* _What is needed_:
Skip the pictures and quote all of the lines exactly.

* _Provided data_:
+++++
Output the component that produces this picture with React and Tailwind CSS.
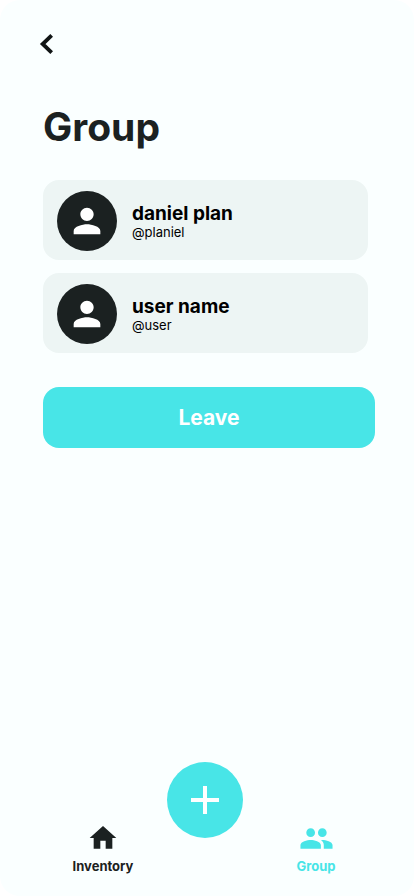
import { MdAdd, MdHome, MdPerson } from "react-icons/md";

const members = [
  { name: "daniel plan", handle: "@planiel" },
  { name: "user name", handle: "@user" },
];

function ChevronIcon({ size }) {
  return (
    <svg width={size} height={size} viewBox="0 0 24 24" fill="none" aria-hidden="true">
      <path d="M14.8 6.8 9.4 12l5.4 5.2" stroke="currentColor" strokeWidth="2.3" />
    </svg>
  );
}

function PeopleIcon({ size }) {
  return (
    <svg width={size} height={size} viewBox="0 0 24 24" fill="currentColor" aria-hidden="true">
      <path d="M16 11c1.66 0 2.99-1.34 2.99-3S17.66 5 16 5c-1.66 0-3 1.34-3 3s1.34 3 3 3zm-8 0c1.66 0 2.99-1.34 2.99-3S9.66 5 8 5C6.34 5 5 6.34 5 8s1.34 3 3 3zm0 2c-2.33 0-7 1.17-7 3.5V19h14v-2.5c0-2.33-4.67-3.5-7-3.5zm8 0c-.29 0-.62.02-.97.05 1.16.84 1.97 1.97 1.97 3.45V19h6v-2.5c0-2.33-4.67-3.5-7-3.5z" />
    </svg>
  );
}

function MemberCard({ name, handle }) {
  return (
    <li className="flex h-20 items-center gap-[15px] rounded-2xl bg-[#edf5f4] px-3.5 pt-0.5">
      <span className="flex size-[60px] shrink-0 items-center justify-center rounded-full bg-[#1b2121] text-white">
        <MdPerson size={40} aria-hidden="true" />
      </span>
      <div className="pt-0.5 text-black">
        <p className="text-[19px] leading-5 font-bold">{name}</p>
        <p className="text-[13px] leading-4">{handle}</p>
      </div>
    </li>
  );
}

function NavItem({ icon: Icon, size, label, className }) {
  return (
    <a href="#" className={`flex flex-col items-center ${className}`}>
      <span className="flex h-9 items-center">
        <Icon size={size} aria-hidden="true" />
      </span>
      <span className="text-[13px] leading-5 font-bold">{label}</span>
    </a>
  );
}

export default function App() {
  return (
    <div className="min-h-screen bg-white">
      <div className="flex min-h-screen flex-col rounded-[20px] bg-[#faffff] font-['Inter','Liberation_Sans',sans-serif] text-[#1b2121]">
        <header className="px-[27px] pt-6">
          <button type="button" aria-label="Back" className="block text-[#111515]">
            <ChevronIcon size={40} />
          </button>
        </header>

        <main className="flex-1 pt-[39px] pr-[39px] pl-[43px]">
          <h1 className="text-[39px] leading-12 font-bold">Group</h1>
          <ul className="mt-[29px] mr-[7px] flex flex-col gap-[13px]">
            {members.map((member) => (
              <MemberCard key={member.handle} {...member} />
            ))}
          </ul>
          <button
            type="button"
            className="mt-[34px] block h-[61px] w-full rounded-2xl bg-[#48e5e7] text-[21px] font-bold text-white"
          >
            Leave
          </button>
        </main>

        <nav className="grid grid-cols-[84fr_76px_102fr] items-end gap-[22px] pr-[47px] pb-5 pl-[61px]">
          <NavItem icon={MdHome} size={32} label="Inventory" className="text-[#1b2121]" />
          <button
            type="button"
            aria-label="Add"
            className="mb-[38px] flex size-[76px] items-center justify-center rounded-full bg-[#48e5e7] text-white"
          >
            <MdAdd size={48} aria-hidden="true" />
          </button>
          <NavItem icon={PeopleIcon} size={35} label="Group" className="text-[#48e5e7]" />
        </nav>
      </div>
    </div>
  );
}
+++++
* _Worked answer_:
Output the component that produces this picture with React and Tailwind CSS.
import { MdAdd, MdHome, MdPerson } from "react-icons/md";

const members = [
  { name: "daniel plan", handle: "@planiel" },
  { name: "user name", handle: "@user" },
];

function ChevronIcon({ size }) {
  return (
    <svg width={size} height={size} viewBox="0 0 24 24" fill="none" aria-hidden="true">
      <path d="M14.8 6.8 9.4 12l5.4 5.2" stroke="currentColor" strokeWidth="2.3" />
    </svg>
  );
}

function PeopleIcon({ size }) {
  return (
    <svg width={size} height={size} viewBox="0 0 24 24" fill="currentColor" aria-hidden="true">
      <path d="M16 11c1.66 0 2.99-1.34 2.99-3S17.66 5 16 5c-1.66 0-3 1.34-3 3s1.34 3 3 3zm-8 0c1.66 0 2.99-1.34 2.99-3S9.66 5 8 5C6.34 5 5 6.34 5 8s1.34 3 3 3zm0 2c-2.33 0-7 1.17-7 3.5V19h14v-2.5c0-2.33-4.67-3.5-7-3.5zm8 0c-.29 0-.62.02-.97.05 1.16.84 1.97 1.97 1.97 3.45V19h6v-2.5c0-2.33-4.67-3.5-7-3.5z" />
    </svg>
  );
}

function MemberCard({ name, handle }) {
  return (
    <li className="flex h-20 items-center gap-[15px] rounded-2xl bg-[#edf5f4] px-3.5 pt-0.5">
      <span className="flex size-[60px] shrink-0 items-center justify-center rounded-full bg-[#1b2121] text-white">
        <MdPerson size={40} aria-hidden="true" />
      </span>
      <div className="pt-0.5 text-black">
        <p className="text-[19px] leading-5 font-bold">{name}</p>
        <p className="text-[13px] leading-4">{handle}</p>
      </div>
    </li>
  );
}

function NavItem({ icon: Icon, size, label, className }) {
  return (
    <a href="#" className={`flex flex-col items-center ${className}`}>
      <span className="flex h-9 items-center">
        <Icon size={size} aria-hidden="true" />
      </span>
      <span className="text-[13px] leading-5 font-bold">{label}</span>
    </a>
  );
}

export default function App() {
  return (
    <div className="min-h-screen bg-white">
      <div className="flex min-h-screen flex-col rounded-[20px] bg-[#faffff] font-['Inter','Liberation_Sans',sans-serif] text-[#1b2121]">
        <header className="px-[27px] pt-6">
          <button type="button" aria-label="Back" className="block text-[#111515]">
            <ChevronIcon size={40} />
          </button>
        </header>

        <main className="flex-1 pt-[39px] pr-[39px] pl-[43px]">
          <h1 className="text-[39px] leading-12 font-bold">Group</h1>
          <ul className="mt-[29px] mr-[7px] flex flex-col gap-[13px]">
            {members.map((member) => (
              <MemberCard key={member.handle} {...member} />
            ))}
          </ul>
          <button
            type="button"
            className="mt-[34px] block h-[61px] w-full rounded-2xl bg-[#48e5e7] text-[21px] font-bold text-white"
          >
            Leave
          </button>
        </main>

        <nav className="grid grid-cols-[84fr_76px_102fr] items-end gap-[22px] pr-[47px] pb-5 pl-[61px]">
          <NavItem icon={MdHome} size={32} label="Inventory" className="text-[#1b2121]" />
          <button
            type="button"
            aria-label="Add"
            className="mb-[38px] flex size-[76px] items-center justify-center rounded-full bg-[#48e5e7] text-white"
          >
            <MdAdd size={48} aria-hidden="true" />
          </button>
          <NavItem icon={PeopleIcon} size={35} label="Group" className="text-[#48e5e7]" />
        </nav>
      </div>
    </div>
  );
}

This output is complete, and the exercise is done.